▼
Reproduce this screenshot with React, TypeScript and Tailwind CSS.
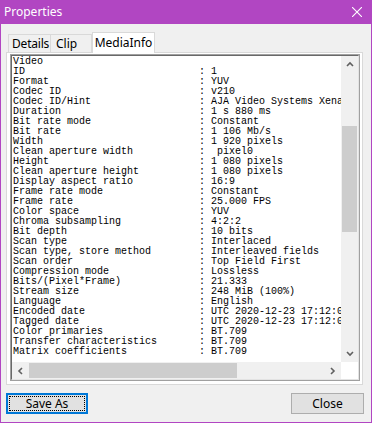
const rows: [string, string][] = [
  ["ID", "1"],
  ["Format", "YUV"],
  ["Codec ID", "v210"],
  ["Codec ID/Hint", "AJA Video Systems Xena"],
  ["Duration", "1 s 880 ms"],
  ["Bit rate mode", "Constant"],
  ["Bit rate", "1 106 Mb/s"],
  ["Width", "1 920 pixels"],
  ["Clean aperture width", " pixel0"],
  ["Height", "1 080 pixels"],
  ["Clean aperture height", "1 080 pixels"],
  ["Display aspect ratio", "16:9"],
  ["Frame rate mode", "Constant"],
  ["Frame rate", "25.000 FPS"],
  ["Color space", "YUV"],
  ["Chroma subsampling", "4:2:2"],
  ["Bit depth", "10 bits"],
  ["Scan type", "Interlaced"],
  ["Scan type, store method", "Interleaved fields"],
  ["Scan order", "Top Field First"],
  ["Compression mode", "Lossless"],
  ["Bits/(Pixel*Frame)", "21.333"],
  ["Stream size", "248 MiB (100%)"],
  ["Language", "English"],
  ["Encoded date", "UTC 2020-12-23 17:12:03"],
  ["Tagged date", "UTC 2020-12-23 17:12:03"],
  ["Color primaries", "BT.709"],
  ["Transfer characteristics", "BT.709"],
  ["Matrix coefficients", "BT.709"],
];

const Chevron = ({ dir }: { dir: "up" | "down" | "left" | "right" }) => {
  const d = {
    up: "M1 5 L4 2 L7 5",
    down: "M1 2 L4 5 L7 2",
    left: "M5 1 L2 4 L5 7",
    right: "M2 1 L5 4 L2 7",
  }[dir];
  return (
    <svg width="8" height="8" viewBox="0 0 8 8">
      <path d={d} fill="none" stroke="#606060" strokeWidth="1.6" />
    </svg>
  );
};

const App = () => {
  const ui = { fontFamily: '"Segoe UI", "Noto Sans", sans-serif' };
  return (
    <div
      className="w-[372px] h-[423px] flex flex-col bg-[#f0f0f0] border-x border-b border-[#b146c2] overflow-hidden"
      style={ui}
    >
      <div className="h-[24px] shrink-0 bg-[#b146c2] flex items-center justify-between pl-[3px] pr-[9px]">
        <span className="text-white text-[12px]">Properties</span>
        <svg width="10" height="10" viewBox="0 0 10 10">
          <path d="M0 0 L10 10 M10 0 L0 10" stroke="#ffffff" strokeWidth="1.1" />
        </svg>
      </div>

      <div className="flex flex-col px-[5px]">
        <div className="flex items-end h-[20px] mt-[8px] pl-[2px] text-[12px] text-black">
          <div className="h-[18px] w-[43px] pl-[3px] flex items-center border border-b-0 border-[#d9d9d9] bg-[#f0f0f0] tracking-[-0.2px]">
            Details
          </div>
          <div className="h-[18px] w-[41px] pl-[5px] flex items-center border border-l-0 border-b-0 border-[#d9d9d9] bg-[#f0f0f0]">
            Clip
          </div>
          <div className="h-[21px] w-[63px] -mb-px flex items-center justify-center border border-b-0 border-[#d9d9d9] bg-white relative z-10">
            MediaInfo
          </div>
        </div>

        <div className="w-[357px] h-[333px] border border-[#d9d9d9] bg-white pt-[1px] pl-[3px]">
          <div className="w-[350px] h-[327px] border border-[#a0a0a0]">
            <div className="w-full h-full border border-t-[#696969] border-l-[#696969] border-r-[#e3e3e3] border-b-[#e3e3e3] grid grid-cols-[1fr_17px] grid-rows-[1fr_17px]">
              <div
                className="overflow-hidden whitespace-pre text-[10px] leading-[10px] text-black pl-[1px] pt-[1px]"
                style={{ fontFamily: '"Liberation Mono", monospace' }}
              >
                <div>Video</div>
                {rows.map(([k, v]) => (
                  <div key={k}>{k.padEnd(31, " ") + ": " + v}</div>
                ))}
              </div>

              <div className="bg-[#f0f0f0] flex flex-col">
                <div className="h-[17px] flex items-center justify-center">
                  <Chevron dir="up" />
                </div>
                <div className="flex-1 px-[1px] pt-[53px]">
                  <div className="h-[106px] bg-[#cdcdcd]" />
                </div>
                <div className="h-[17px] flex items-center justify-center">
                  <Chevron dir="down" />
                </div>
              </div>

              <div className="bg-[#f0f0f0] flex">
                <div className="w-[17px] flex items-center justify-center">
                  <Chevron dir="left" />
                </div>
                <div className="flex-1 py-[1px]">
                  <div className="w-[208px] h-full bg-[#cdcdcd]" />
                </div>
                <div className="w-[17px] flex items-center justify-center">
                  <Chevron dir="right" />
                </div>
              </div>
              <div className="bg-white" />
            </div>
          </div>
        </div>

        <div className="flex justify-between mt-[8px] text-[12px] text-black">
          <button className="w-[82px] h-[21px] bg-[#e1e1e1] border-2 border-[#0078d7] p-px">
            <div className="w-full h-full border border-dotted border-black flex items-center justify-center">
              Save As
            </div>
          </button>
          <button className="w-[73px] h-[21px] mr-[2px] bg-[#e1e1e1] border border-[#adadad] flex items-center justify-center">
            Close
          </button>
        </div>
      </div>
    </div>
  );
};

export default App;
▲
What is asked —
Write out the listing above again, exactly, but with no pictures in the copy.

Task answer —
Reproduce this screenshot with React, TypeScript and Tailwind CSS.
const rows: [string, string][] = [
  ["ID", "1"],
  ["Format", "YUV"],
  ["Codec ID", "v210"],
  ["Codec ID/Hint", "AJA Video Systems Xena"],
  ["Duration", "1 s 880 ms"],
  ["Bit rate mode", "Constant"],
  ["Bit rate", "1 106 Mb/s"],
  ["Width", "1 920 pixels"],
  ["Clean aperture width", " pixel0"],
  ["Height", "1 080 pixels"],
  ["Clean aperture height", "1 080 pixels"],
  ["Display aspect ratio", "16:9"],
  ["Frame rate mode", "Constant"],
  ["Frame rate", "25.000 FPS"],
  ["Color space", "YUV"],
  ["Chroma subsampling", "4:2:2"],
  ["Bit depth", "10 bits"],
  ["Scan type", "Interlaced"],
  ["Scan type, store method", "Interleaved fields"],
  ["Scan order", "Top Field First"],
  ["Compression mode", "Lossless"],
  ["Bits/(Pixel*Frame)", "21.333"],
  ["Stream size", "248 MiB (100%)"],
  ["Language", "English"],
  ["Encoded date", "UTC 2020-12-23 17:12:03"],
  ["Tagged date", "UTC 2020-12-23 17:12:03"],
  ["Color primaries", "BT.709"],
  ["Transfer characteristics", "BT.709"],
  ["Matrix coefficients", "BT.709"],
];

const Chevron = ({ dir }: { dir: "up" | "down" | "left" | "right" }) => {
  const d = {
    up: "M1 5 L4 2 L7 5",
    down: "M1 2 L4 5 L7 2",
    left: "M5 1 L2 4 L5 7",
    right: "M2 1 L5 4 L2 7",
  }[dir];
  return (
    <svg width="8" height="8" viewBox="0 0 8 8">
      <path d={d} fill="none" stroke="#606060" strokeWidth="1.6" />
    </svg>
  );
};

const App = () => {
  const ui = { fontFamily: '"Segoe UI", "Noto Sans", sans-serif' };
  return (
    <div
      className="w-[372px] h-[423px] flex flex-col bg-[#f0f0f0] border-x border-b border-[#b146c2] overflow-hidden"
      style={ui}
    >
      <div className="h-[24px] shrink-0 bg-[#b146c2] flex items-center justify-between pl-[3px] pr-[9px]">
        <span className="text-white text-[12px]">Properties</span>
        <svg width="10" height="10" viewBox="0 0 10 10">
          <path d="M0 0 L10 10 M10 0 L0 10" stroke="#ffffff" strokeWidth="1.1" />
        </svg>
      </div>

      <div className="flex flex-col px-[5px]">
        <div className="flex items-end h-[20px] mt-[8px] pl-[2px] text-[12px] text-black">
          <div className="h-[18px] w-[43px] pl-[3px] flex items-center border border-b-0 border-[#d9d9d9] bg-[#f0f0f0] tracking-[-0.2px]">
            Details
          </div>
          <div className="h-[18px] w-[41px] pl-[5px] flex items-center border border-l-0 border-b-0 border-[#d9d9d9] bg-[#f0f0f0]">
            Clip
          </div>
          <div className="h-[21px] w-[63px] -mb-px flex items-center justify-center border border-b-0 border-[#d9d9d9] bg-white relative z-10">
            MediaInfo
          </div>
        </div>

        <div className="w-[357px] h-[333px] border border-[#d9d9d9] bg-white pt-[1px] pl-[3px]">
          <div className="w-[350px] h-[327px] border border-[#a0a0a0]">
            <div className="w-full h-full border border-t-[#696969] border-l-[#696969] border-r-[#e3e3e3] border-b-[#e3e3e3] grid grid-cols-[1fr_17px] grid-rows-[1fr_17px]">
              <div
                className="overflow-hidden whitespace-pre text-[10px] leading-[10px] text-black pl-[1px] pt-[1px]"
                style={{ fontFamily: '"Liberation Mono", monospace' }}
              >
                <div>Video</div>
                {rows.map(([k, v]) => (
                  <div key={k}>{k.padEnd(31, " ") + ": " + v}</div>
                ))}
              </div>

              <div className="bg-[#f0f0f0] flex flex-col">
                <div className="h-[17px] flex items-center justify-center">
                  <Chevron dir="up" />
                </div>
                <div className="flex-1 px-[1px] pt-[53px]">
                  <div className="h-[106px] bg-[#cdcdcd]" />
                </div>
                <div className="h-[17px] flex items-center justify-center">
                  <Chevron dir="down" />
                </div>
              </div>

              <div className="bg-[#f0f0f0] flex">
                <div className="w-[17px] flex items-center justify-center">
                  <Chevron dir="left" />
                </div>
                <div className="flex-1 py-[1px]">
                  <div className="w-[208px] h-full bg-[#cdcdcd]" />
                </div>
                <div className="w-[17px] flex items-center justify-center">
                  <Chevron dir="right" />
                </div>
              </div>
              <div className="bg-white" />
            </div>
          </div>
        </div>

        <div className="flex justify-between mt-[8px] text-[12px] text-black">
          <button className="w-[82px] h-[21px] bg-[#e1e1e1] border-2 border-[#0078d7] p-px">
            <div className="w-full h-full border border-dotted border-black flex items-center justify-center">
              Save As
            </div>
          </button>
          <button className="w-[73px] h-[21px] mr-[2px] bg-[#e1e1e1] border border-[#adadad] flex items-center justify-center">
            Close
          </button>
        </div>
      </div>
    </div>
  );
};

export default App;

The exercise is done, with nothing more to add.